[Records with interface code]

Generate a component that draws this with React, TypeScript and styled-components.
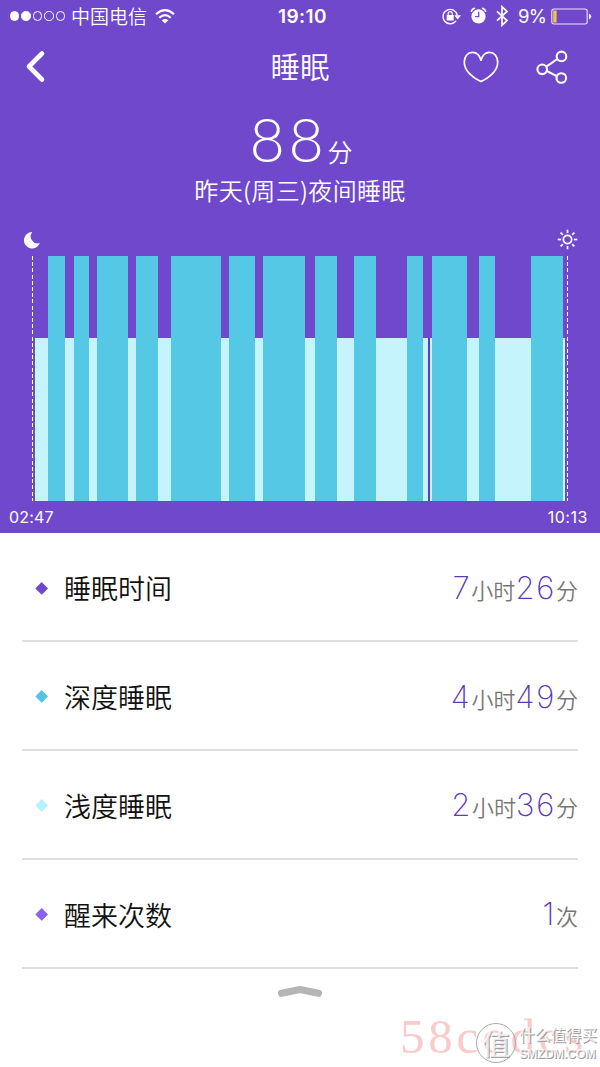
import React from 'react';
import styled, { createGlobalStyle } from 'styled-components';

const purple = '#7048cb';
const cjk = '"Noto Sans CJK SC", sans-serif';

const GlobalStyle = createGlobalStyle`
  * { box-sizing: border-box; }
  body { margin: 0; background: #fff; font-family: ${cjk}; }
`;

const Screen = styled.div`
  position: relative;
  width: 600px;
  height: 1067px;
  background: #fff;
  overflow: hidden;
`;

const Hero = styled.header`
  display: flex;
  flex-direction: column;
  height: 533px;
  background: ${purple};
  color: #fff;
`;

const StatusBar = styled.div`
  display: grid;
  grid-template-columns: 1fr auto 1fr;
  align-items: center;
  height: 32px;
  padding: 0 8px 0 10px;
`;

const StatusGroup = styled.div<{ $end?: boolean }>`
  display: flex;
  align-items: center;
  justify-content: ${p => (p.$end ? 'flex-end' : 'flex-start')};
`;

const Signal = styled.div`
  display: flex;
  gap: 2px;
  margin-right: 6px;
`;

const SignalDot = styled.i<{ $on: boolean }>`
  width: 9.4px;
  height: 9.4px;
  border: 1px solid #fff;
  border-radius: 50%;
  background: ${p => (p.$on ? '#fff' : 'transparent')};
`;

const Carrier = styled.span`
  font: 350 19px/32px ${cjk};
  margin-right: 8px;
`;

const Clock = styled.span`
  padding: 1px 0 0 3px;
  font: 600 19px/31px Inter, sans-serif;
  letter-spacing: 0.4px;
`;

const Percent = styled.span`
  padding-top: 1px;
  font: 400 18.5px/31px Inter, sans-serif;
  letter-spacing: -0.8px;
  margin: 0 5px 0 8px;
`;

const NavBar = styled.nav`
  display: grid;
  grid-template-columns: 1fr auto 1fr;
  align-items: center;
  height: 70px;
  padding: 0 32px 0 25px;
`;

const Title = styled.h1`
  margin: 0 0 4px 7px;
  font: 350 29.5px/66px ${cjk};
`;

const NavActions = styled.div`
  display: flex;
  justify-content: flex-end;
  align-items: center;
  gap: 37px;
`;

const Score = styled.div`
  display: flex;
  justify-content: center;
  align-items: baseline;
  height: 73px;
  padding-left: 2px;
  line-height: 73px;
`;

const ScoreValue = styled.span`
  font-family: Lato, sans-serif;
  font-weight: 300;
  font-size: 61px;
  letter-spacing: 3.6px;
`;

const ScoreUnit = styled.span`
  font-family: ${cjk};
  font-weight: 350;
  font-size: 25px;
`;

const Caption = styled.p`
  margin: 0;
  height: 32px;
  text-align: center;
  font: 350 24px/30px ${cjk};
  letter-spacing: 0.35px;
`;

const DayMarks = styled.div`
  display: flex;
  justify-content: space-between;
  align-items: center;
  height: 20px;
  margin-top: 23px;
  padding: 0 22px 0 23px;
`;

const Chart = styled.div`
  display: flex;
  align-items: stretch;
  height: 245.5px;
  margin: 6px 32px 0 32px;
`;

const Dashes = styled.i`
  width: 1px;
  background: repeating-linear-gradient(#fff 0 4px, transparent 4px 6.2px);
`;

const Bars = styled.div`
  flex: 1;
  display: flex;
  align-items: flex-end;
  padding: 0 2px;
`;

type Stage = 'deep' | 'light' | 'awake';

const stageLook: Record<Stage, { height: string; color: string }> = {
  deep: { height: '100%', color: '#54c8e4' },
  light: { height: '163.5px', color: '#c5f4fd' },
  awake: { height: '163.5px', color: '#5b3db4' },
};

const Bar = styled.i<{ $stage: Stage; $span: number }>`
  flex: ${p => p.$span} 0 0;
  height: ${p => stageLook[p.$stage].height};
  background: ${p => stageLook[p.$stage].color};
`;

const TimeRange = styled.div`
  display: flex;
  justify-content: space-between;
  padding: 0 12px 0 9px;
  font: 400 16px/32px Inter, sans-serif;
  letter-spacing: 0.15px;
`;

const EndTime = styled.span`
  letter-spacing: 0.55px;
`;

const List = styled.ul`
  margin: 0;
  padding: 0.4px 22px 0;
  list-style: none;
`;

const Row = styled.li`
  display: flex;
  align-items: center;
  height: 108.8px;
  padding: 3px 0 0 15px;
  border-bottom: 2px solid #dedede;
`;

const Diamond = styled.i<{ $color: string }>`
  width: 9.4px;
  height: 9.4px;
  background: ${p => p.$color};
  transform: rotate(45deg);
`;

const Label = styled.span`
  margin-left: 17.5px;
  font: 350 27px/40px ${cjk};
  color: #111;
`;

const Value = styled.span`
  display: flex;
  align-items: baseline;
  margin-left: auto;
`;

const Digits = styled.span`
  font: 250 31px/40px Inter, sans-serif;
  letter-spacing: 1.7px;
  color: #5c3ab5;
`;

const Unit = styled.span`
  font: 350 22px/40px ${cjk};
  color: #777;
`;

const Handle = styled.div`
  display: flex;
  justify-content: center;
  padding-top: 15px;
`;

const PinkMark = styled.div`
  position: absolute;
  left: 400px;
  top: 1009px;
  font: 400 49px/56px "Liberation Serif", serif;
  letter-spacing: 3.8px;
  color: #fbcaca;
`;

const SiteMark = styled.div`
  position: absolute;
  left: 476px;
  top: 1022px;
  display: flex;
  align-items: center;
  gap: 3px;
  color: rgba(255, 255, 255, 0.75);
  text-shadow: 1px 1px 0 #a0a0a0;
`;

const Seal = styled.div`
  display: grid;
  place-items: center;
  width: 40px;
  height: 40px;
  border: 1.5px solid #aaa;
  border-radius: 50%;
  font: 500 28px/36px ${cjk};
`;

const SiteText = styled.div`
  display: flex;
  flex-direction: column;
  padding-top: 2px;
  font: 500 15.6px/20px ${cjk};
`;

const SiteUrl = styled.span`
  font: 700 12.6px/20px "Liberation Sans", sans-serif;
  letter-spacing: -0.3px;
`;

const stages: [Stage, number][] = [
  ['light', 13], ['deep', 17], ['light', 9], ['deep', 15], ['light', 8], ['deep', 31],
  ['light', 8], ['deep', 22], ['light', 12.5], ['deep', 50.5], ['light', 8], ['deep', 26],
  ['light', 8], ['deep', 42], ['light', 9.5], ['deep', 22.5], ['light', 17], ['deep', 22],
  ['light', 31], ['deep', 15.5], ['light', 5.5], ['awake', 1.5], ['light', 2.5], ['deep', 34.5],
  ['light', 12.5], ['deep', 15.5], ['light', 36], ['deep', 32], ['light', 2.5],
];

const rows = [
  { label: '睡眠时间', color: '#7048cb', value: [['7', '小时'], ['26', '分']] },
  { label: '深度睡眠', color: '#54c4e4', value: [['4', '小时'], ['49', '分']] },
  { label: '浅度睡眠', color: '#b3f2ff', value: [['2', '小时'], ['36', '分']] },
  { label: '醒来次数', color: '#8a62f0', value: [['1', '次']] },
];

const WifiIcon = () => (
  <svg width="20" height="15" viewBox="0 0 20 15" fill="none" stroke="#fff" strokeWidth="2.2">
    <path d="M1 5.2Q10-2.8 19 5.2M4.3 8.7Q10 3.6 15.7 8.7" />
    <path d="M6.7 11.2Q10 8.2 13.3 11.2L10 14.6Z" fill="#fff" stroke="none" />
  </svg>
);

const StatusIcons = () => (
  <svg width="69" height="24" viewBox="0 0 69 24" fill="none" stroke="#fff" strokeLinecap="round">
    <path d="M14.7 17.2A7.2 7.2 0 1 1 16.2 11" strokeWidth="1.4" />
    <path d="M13.2 11.2H20L16.7 15.4Z" fill="#fff" stroke="none" />
    <rect x="5.7" y="11" width="7" height="5.5" rx=".6" fill="#fff" stroke="none" />
    <path d="M7.2 11V9.6a2 2 0 0 1 4 0V11" strokeWidth="1.2" />
    <circle cx="37.5" cy="12.4" r="7.1" fill="#fff" stroke="none" />
    <path d="M30.4 7.3Q31 4.9 33.3 4.4M44.6 7.3Q44 4.9 41.7 4.4" strokeWidth="1.6" />
    <path d="M37.7 8.2V12.7H34.6" stroke={purple} strokeWidth="1.3" />
    <path d="M56 7.4L66 16.6L61 21.2V2.8L66 7.4L56 16.6" strokeWidth="1.7" strokeLinecap="butt" />
  </svg>
);

const BatteryIcon = () => (
  <svg width="41" height="17" viewBox="0 0 41 17">
    <rect x=".8" y="1" width="35.4" height="15" rx="2.2" fill="none" stroke="#eee4fb" strokeWidth="1.1" />
    <rect x="2.2" y="2.5" width="3.4" height="12" fill="#f5c04d" />
    <path d="M38 5.8Q40.2 6.2 40.2 8.5T38 11.2Z" fill="#fff" />
  </svg>
);

const BackIcon = () => (
  <svg width="22" height="34" viewBox="0 0 22 34" fill="none" stroke="#fff" strokeWidth="4.6" strokeLinecap="round" strokeLinejoin="round">
    <path d="M17 3.5L4 16.5L17 29.5" />
  </svg>
);

const HeartIcon = () => (
  <svg width="36" height="32" viewBox="0 0 36 32" fill="none" stroke="#fff" strokeWidth="1.7" strokeLinejoin="round">
    <path d="M18 30.6C12 27.6 1.3 21 1.3 11C1.3 5.2 5 1.3 9.4 1.3C13.6 1.3 16.8 4.6 18 9.2C19.2 4.6 22.4 1.3 26.6 1.3C31 1.3 34.7 5.2 34.7 11C34.7 21 24 27.6 18 30.6Z" />
  </svg>
);

const ShareIcon = () => (
  <svg width="32" height="34" viewBox="0 0 32 34" fill="none" stroke="#fff" strokeWidth="2.1">
    <circle cx="6.2" cy="19.3" r="4.8" />
    <circle cx="25.5" cy="6.4" r="4.8" />
    <circle cx="25.3" cy="28" r="4.8" />
    <path d="M10.3 16.7L21.4 9M10.7 21L20.8 26.1" />
  </svg>
);

const MoonIcon = () => (
  <svg width="18" height="18" viewBox="0 0 18 18">
    <path d="M9.3 1A8.2 8.2 0 1 0 16.8 12.1A7 7 0 0 1 9.3 1Z" fill="#fff" />
  </svg>
);

const SunIcon = () => (
  <svg width="21" height="21" viewBox="-10.5 -10.5 21 21" fill="none" stroke="#fff" strokeWidth="1.7">
    <circle r="4.2" />
    {[0, 45, 90, 135, 180, 225, 270, 315].map(a => (
      <path key={a} d="M6.4 0H9.8" transform={`rotate(${a})`} />
    ))}
  </svg>
);

export default function App() {
  return (
    <Screen>
      <GlobalStyle />
      <Hero>
        <StatusBar>
          <StatusGroup>
            <Signal>
              {[true, true, false, false, false].map((on, i) => <SignalDot key={i} $on={on} />)}
            </Signal>
            <Carrier>中国电信</Carrier>
            <WifiIcon />
          </StatusGroup>
          <Clock>19:10</Clock>
          <StatusGroup $end>
            <StatusIcons />
            <Percent>9%</Percent>
            <BatteryIcon />
          </StatusGroup>
        </StatusBar>
        <NavBar>
          <BackIcon />
          <Title>睡眠</Title>
          <NavActions>
            <HeartIcon />
            <ShareIcon />
          </NavActions>
        </NavBar>
        <Score>
          <ScoreValue>88</ScoreValue>
          <ScoreUnit>分</ScoreUnit>
        </Score>
        <Caption>昨天(周三)夜间睡眠</Caption>
        <DayMarks>
          <MoonIcon />
          <SunIcon />
        </DayMarks>
        <Chart>
          <Dashes />
          <Bars>
            {stages.map(([stage, span], i) => <Bar key={i} $stage={stage} $span={span} />)}
          </Bars>
          <Dashes />
        </Chart>
        <TimeRange>
          <span>02:47</span>
          <EndTime>10:13</EndTime>
        </TimeRange>
      </Hero>
      <List>
        {rows.map(row => (
          <Row key={row.label}>
            <Diamond $color={row.color} />
            <Label>{row.label}</Label>
            <Value>
              {row.value.map(([n, unit]) => (
                <React.Fragment key={unit}>
                  <Digits>{n}</Digits>
                  <Unit>{unit}</Unit>
                </React.Fragment>
              ))}
            </Value>
          </Row>
        ))}
      </List>
      <Handle>
        <svg width="46" height="16" viewBox="0 0 46 16" fill="none" stroke="#b5b5b5" strokeWidth="7" strokeLinecap="round" strokeLinejoin="round">
          <path d="M4.5 9.2L23 5.5L41.5 9.2" />
        </svg>
      </Handle>
      <PinkMark>58codes</PinkMark>
      <SiteMark>
        <Seal>值</Seal>
        <SiteText>
          什么值得买
          <SiteUrl>SMZDM.COM</SiteUrl>
        </SiteText>
      </SiteMark>
    </Screen>
  );
}
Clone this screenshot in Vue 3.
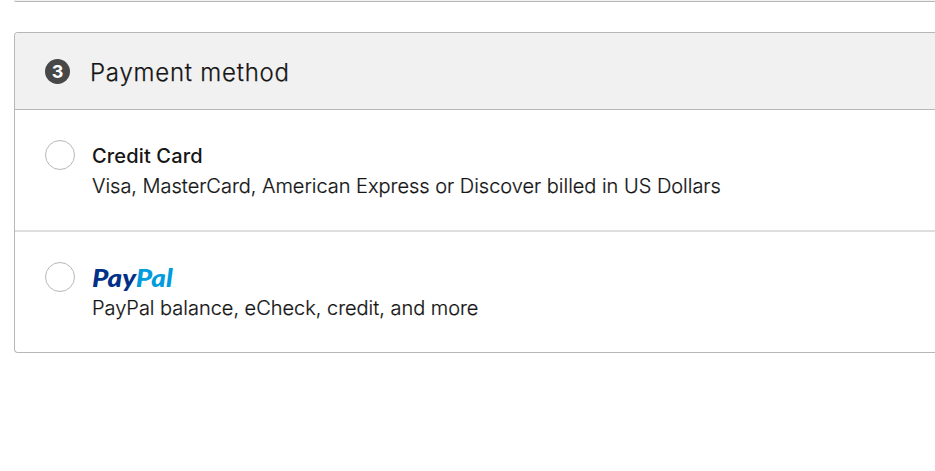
<script setup>
const methods = [
  { id: 'credit', title: 'Credit Card', detail: 'Visa, MasterCard, American Express or Discover billed in US Dollars' },
  { id: 'paypal', title: '', detail: 'PayPal balance, eCheck, credit, and more' },
]
</script>

<template>
  <main class="page">
    <section class="previous"></section>
    <section class="card">
      <header class="head">
        <span class="step">3</span>
        <h2 class="heading">Payment method</h2>
      </header>
      <div v-for="m in methods" :key="m.id" class="option" :class="m.id">
        <span class="radio"></span>
        <div class="copy">
          <div v-if="m.title" class="title">{{ m.title }}</div>
          <div v-else class="logo"><span class="pay">Pay</span><span class="pal">Pal</span></div>
          <div class="detail">{{ m.detail }}</div>
        </div>
      </div>
    </section>
  </main>
</template>

<style>
body { margin: 0; background: #fff; }
</style>

<style scoped>
.page {
  height: 471px;
  padding-left: 14px;
  overflow: hidden;
  box-sizing: border-box;
  font-family: Inter, "Liberation Sans", sans-serif;
  color: #151515;
}
.previous {
  height: 2px;
  box-sizing: border-box;
  border-bottom: 1px solid #b7b7b7;
  border-bottom-left-radius: 4px;
  background: #f1f1f1;
}
.card {
  margin-top: 30px;
  height: 321px;
  box-sizing: border-box;
  border: 1px solid #b7b7b7;
  border-right: 0;
  border-radius: 4px 0 0 4px;
  overflow: hidden;
}
.head {
  height: 77px;
  box-sizing: border-box;
  border-bottom: 1px solid #b7b7b7;
  background: #f1f1f1;
  display: flex;
  align-items: center;
  padding: 1px 0 0 30px;
}
.step {
  width: 25px;
  height: 25px;
  border-radius: 50%;
  background: #484848;
  color: #fff;
  font-size: 18px;
  font-weight: 700;
  line-height: 25px;
  text-align: center;
}
.heading {
  margin: 2px 0 0 20px;
  font-size: 24px;
  font-weight: 300;
  line-height: 32px;
  letter-spacing: 0.78px;
  white-space: nowrap;
  -webkit-text-stroke: 0.25px #151515;
}
.option {
  display: flex;
  height: 122px;
  box-sizing: border-box;
  padding: 30px 0 0 30px;
}
.credit { border-bottom: 2px solid #dedede; }
.radio {
  width: 30px;
  height: 30px;
  box-sizing: border-box;
  border: 1px solid #b7b7b7;
  border-radius: 50%;
}
.copy { margin-left: 17px; white-space: nowrap; }
.title, .logo, .detail { height: 30px; line-height: 30px; font-size: 20px; }
.title { font-weight: 500; padding-top: 1px; height: 29px; letter-spacing: 0.15px; }
.logo {
  width: max-content;
  font-family: Lato, sans-serif;
  font-size: 24px;
  font-weight: 900;
  font-style: italic;
  transform: translateY(1px) scaleX(1.16);
  transform-origin: left center;
}
.pay { color: #003087; }
.pal { color: #009cde; }
.detail {
  padding-top: 1px;
  font-weight: 300;
  letter-spacing: -0.02px;
  -webkit-text-stroke: 0.2px #151515;
}
</style>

* What is expected
How many lines of the data hold the string "this"? Reply with the number alone.

* Correct output
2